Die Studie, die vor der Veröffentlichung von unabhängigen Experten begutachtet worden war, nutzte die Angaben von 400 Personen. Sie hatten sich während der Lockdowns der Jahre 2020 und 2021 auf der Plattform poetryandcovidarchive.com registriert. Etwas mehr als die Hälfte der Befragten gab an, dass ihnen das Lesen und/oder Schreiben von Gedichten geholfen habe, mit ihren Gefühlen von Einsamkeit und Isolation besser umzugehen. Unter jenen Befragten, denen Poesie auf diese Weise half, mit Gefühlen von Angst und Depression umzugehen (knapp 50 Prozent), fühlten sich 34 Prozent „weniger ängstlich“, 24 Prozent fühlten sich besser in der Lage, „mit meinen Problemen umzugehen“. Die restlichen Prozentpunkte entfielen in der Studie auf Hilfe durch die Poesie im Trauerfall und bei anhaltenden psychischen Gesundheitsproblemen.

Abgesteckter Fokus wurde untersucht

Die Autoren räumen allerdings ein, dass die Ergebnisse keine völlige Neuigkeit seien.
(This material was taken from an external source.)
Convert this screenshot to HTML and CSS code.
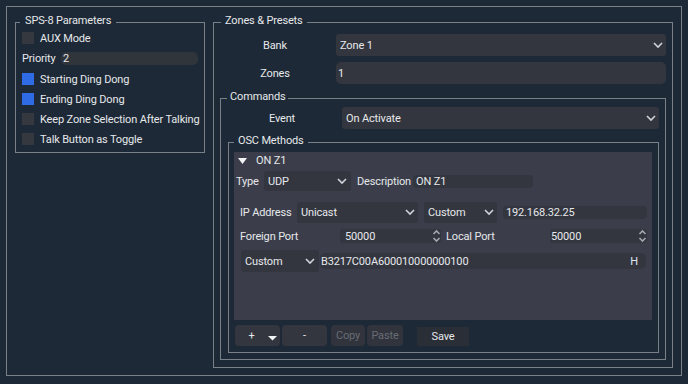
FILE: index.html
```html
<!DOCTYPE html>
<html>
<head>
<meta charset="utf-8">
<link rel="stylesheet" href="styles.css">
</head>
<body>
<div class="frame">
  <section class="group g-sps">
    <div class="title">SPS-8 Parameters</div>
    <div class="check-row"><span class="box"></span>AUX Mode</div>
    <div class="prio-row"><span class="prio-label">Priority</span><span class="prio-field">2</span></div>
    <div class="check-row"><span class="box on"></span>Starting Ding Dong</div>
    <div class="check-row"><span class="box on"></span>Ending Ding Dong</div>
    <div class="check-row"><span class="box"></span>Keep Zone Selection After Talking</div>
    <div class="check-row"><span class="box"></span>Talk Button as Toggle</div>
  </section>

  <section class="group g-zones">
    <div class="title">Zones &amp; Presets</div>
    <div class="form-row r-bank">
      <span class="flabel">Bank</span>
      <div class="combo grow"><span>Zone 1</span><svg class="chev" width="10" height="7" viewBox="0 0 10 7"><polyline points="1,1 5,5 9,1"/></svg></div>
    </div>
    <div class="form-row r-zones">
      <span class="flabel">Zones</span>
      <div class="field grow zones-field">1</div>
    </div>

    <section class="group g-cmd">
      <div class="title">Commands</div>
      <div class="form-row r-event">
        <span class="flabel ev-label">Event</span>
        <div class="combo grow"><span>On Activate</span><svg class="chev" width="10" height="7" viewBox="0 0 10 7"><polyline points="1,1 5,5 9,1"/></svg></div>
      </div>

      <section class="group g-osc">
        <div class="title">OSC Methods</div>
        <div class="panel">
          <div class="tree-row">
            <svg class="tri" width="9" height="6" viewBox="0 0 9 6"><polygon points="0,0 9,0 4.5,6"/></svg>
            <span>ON Z1</span>
          </div>
          <div class="type-row">
            <span class="type-label">Type</span>
            <div class="combo type-combo"><span>UDP</span><svg class="chev" width="10" height="7" viewBox="0 0 10 7"><polyline points="1,1 5,5 9,1"/></svg></div>
            <span class="desc-label">Description</span>
            <div class="field small desc-field">ON Z1</div>
          </div>
          <div class="sub">
            <div class="ip-row">
              <span class="ip-label">IP Address</span>
              <div class="combo ip-combo"><span>Unicast</span><svg class="chev" width="10" height="7" viewBox="0 0 10 7"><polyline points="1,1 5,5 9,1"/></svg></div>
              <div class="combo cust-combo"><span>Custom</span><svg class="chev" width="10" height="7" viewBox="0 0 10 7"><polyline points="1,1 5,5 9,1"/></svg></div>
              <div class="field small ip-field">192.168.32.25</div>
            </div>
            <div class="port-row">
              <span class="fport-label">Foreign Port</span>
              <div class="spin fport"><span>50000</span><svg class="arrows" width="9" height="14" viewBox="0 0 9 14"><polyline points="1.5,5 4.5,2 7.5,5"/><polyline points="1.5,9 4.5,12 7.5,9"/></svg></div>
              <span class="lport-label">Local Port</span>
              <div class="spin lport"><span>50000</span><svg class="arrows" width="9" height="14" viewBox="0 0 9 14"><polyline points="1.5,5 4.5,2 7.5,5"/><polyline points="1.5,9 4.5,12 7.5,9"/></svg></div>
            </div>
            <div class="hex-row">
              <div class="combo hex-combo"><span>Custom</span><svg class="chev" width="10" height="7" viewBox="0 0 10 7"><polyline points="1,1 5,5 9,1"/></svg></div>
              <div class="field hex-field"><span>B3217C00A600010000000100</span><span class="h">H</span></div>
            </div>
          </div>
        </div>
        <div class="btn-row">
          <div class="btn plus">+<svg class="plus-tri" width="9" height="5" viewBox="0 0 9 5"><polygon points="0,0 9,0 4.5,4.5"/></svg></div>
          <div class="btn minus">-</div>
          <div class="btn dis copy">Copy</div>
          <div class="btn dis paste">Paste</div>
          <div class="btn save">Save</div>
        </div>
      </section>
    </section>
  </section>
</div>
</body>
</html>
```
FILE: styles.css
```css
* { box-sizing: border-box; }
html, body { margin: 0; }
body {
  width: 688px;
  height: 384px;
  overflow: hidden;
  background: #1d2936;
  font-family: Roboto, "Liberation Sans", sans-serif;
  font-size: 11px;
  letter-spacing: -0.15px;
  color: #e6e8eb;
  white-space: nowrap;
}
.frame {
  margin: 6px;
  width: 676px;
  height: 370px;
  border: 1px solid #7a8087;
  display: flex;
  align-items: flex-start;
  gap: 8px;
  padding: 15px 8px 7px 8px;
}
.group {
  border: 1px solid #7a8087;
  display: flex;
  flex-direction: column;
  min-width: 0;
}
.title {
  align-self: flex-start;
  line-height: 14px;
  margin-top: -9px;
  padding: 0 4px;
  background: #1d2936;
}

/* left group */
.g-sps {
  width: 190px;
  flex: none;
  padding: 0 6px 3px 6px;
}
.g-sps .title { margin-left: -2px; padding: 0 5px; }
.check-row {
  height: 20px;
  display: flex;
  align-items: center;
  gap: 6px;
}
.box {
  width: 12px;
  height: 12px;
  background: #35383f;
  flex: none;
}
.box.on { background: #2e6be4; }
.prio-row {
  height: 21px;
  display: flex;
  align-items: center;
}
.prio-label { width: 39px; }
.prio-field {
  width: 137px;
  height: 13px;
  line-height: 13px;
  background: #30343b;
  border-radius: 5px;
  padding-left: 2px;
}

/* zones group */
.g-zones {
  flex: 1;
  align-self: stretch;
  padding: 0 6px 7px 6px;
}
.g-zones > .title { margin-left: 1px; }
.form-row {
  display: flex;
  align-items: center;
  gap: 6px;
  flex: none;
}
.flabel {
  width: 110px;
  text-align: center;
}
.grow { flex: 1; }
.r-bank { margin-top: 6px; height: 22px; }
.r-zones { margin-top: 6px; height: 22px; }
.combo {
  height: 22px;
  display: flex;
  align-items: center;
  justify-content: space-between;
  background: #33363f;
  border-radius: 3px;
  padding: 0 3px 0 4px;
}
.chev {
  fill: none;
  stroke: #cfd2d7;
  stroke-width: 1.6;
  flex: none;
}
.field {
  background: #33363f;
  border-radius: 4px;
  display: flex;
  align-items: center;
}
.zones-field { height: 22px; padding-left: 2px; border-radius: 5px; }

/* commands */
.g-cmd {
  flex: 1;
  margin-top: 14px;
  padding: 0 6px 6px 7px;
}
.g-cmd > .title { margin-left: -1px; padding: 0 3px; }
.r-event { margin-top: 3px; height: 22px; }
.ev-label { width: 108px; }

/* osc */
.g-osc {
  flex: 1;
  margin-top: 13px;
  padding: 0 6px 6px 5px;
}
.g-osc > .title { margin-left: 0; }
.panel {
  flex: 1;
  margin-top: 4px;
  background: #3b3e4a;
  display: flex;
  flex-direction: column;
}
.tree-row {
  height: 17px;
  display: flex;
  align-items: center;
  padding-left: 4px;
}
.tri { fill: #f2f3f5; margin-right: 9px; }
.type-row {
  margin-top: 2px;
  height: 20px;
  display: flex;
  align-items: center;
  padding-left: 2px;
}
.type-label { width: 28px; }
.type-combo { width: 87px; height: 20px; padding-right: 4px; }
.desc-label { margin-left: 6px; width: 56px; }
.small { height: 13px; padding-left: 3px; }
.desc-field { width: 120px; }
.sub {
  margin-top: 11px;
  padding-left: 6px;
  display: flex;
  flex-direction: column;
}
.ip-row {
  height: 21px;
  display: flex;
  align-items: center;
}
.ip-label { width: 57px; }
.ip-combo { width: 121px; height: 21px; }
.cust-combo { width: 73px; height: 21px; margin-left: 6px; }
.ip-field { width: 144px; margin-left: 6px; }
.port-row {
  margin-top: 2px;
  height: 22px;
  display: flex;
  align-items: center;
}
.fport-label { width: 100px; }
.lport-label { margin-left: 5px; width: 104px; }
.spin {
  height: 14px;
  background: #33363f;
  border-radius: 3px;
  display: flex;
  align-items: center;
  justify-content: space-between;
}
.fport { width: 101px; padding-left: 5px; }
.lport { width: 97px; padding-left: 1px; }
.arrows {
  fill: none;
  stroke: #a4a7ad;
  stroke-width: 1.6;
  flex: none;
}
.hex-row {
  margin-top: 3px;
  height: 22px;
  display: flex;
  align-items: center;
}
.hex-combo { width: 78px; height: 22px; margin-left: 1px; padding-right: 4px; }
.hex-field {
  width: 326px;
  height: 16px;
  margin-left: 1px;
  padding: 0 8px 0 1px;
  justify-content: space-between;
  border-radius: 5px;
}
.h { color: #dfe6f0; }

/* buttons */
.btn-row {
  margin-top: 5px;
  height: 21px;
  display: flex;
  flex: none;
}
.btn {
  height: 21px;
  background: #33363f;
  border-radius: 4px;
  display: flex;
  align-items: center;
  justify-content: center;
}
.plus {
  width: 45px;
  margin-left: 1px;
  position: relative;
  padding-right: 12px;
}
.plus-tri {
  position: absolute;
  right: 3px;
  bottom: 5px;
  fill: #f2f3f5;
}
.minus { width: 45px; margin-left: 2px; }
.dis { color: #686c75; background: #31343c; }
.copy { width: 34px; margin-left: 4px; }
.paste { width: 36px; margin-left: 2px; }
.save {
  width: 52px;
  height: 19px;
  margin-left: 14px;
  margin-top: 2px;
  background: #2a2e36;
  border-radius: 0;
}
```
Der positive Wert von Lesen und Schreiben von Gedichten auf die Gesundheit sei seit den 1980er-Jahren klar belegt worden. Die aktuelle Untersuchung nutzte aber den abgesteckten Fokus durch die Lockdowns. Das Schreiben von Gedichten habe in dieser speziellen Situation einen doppelten Nutzen deutlich gezeigt: Trost zu finden durch Gleichgesinnte, aber auch in der Sprache. Die Nutzung des literarischen Genres habe gleichzeitig einen Blick von außen auf die Pandemie ermöglicht.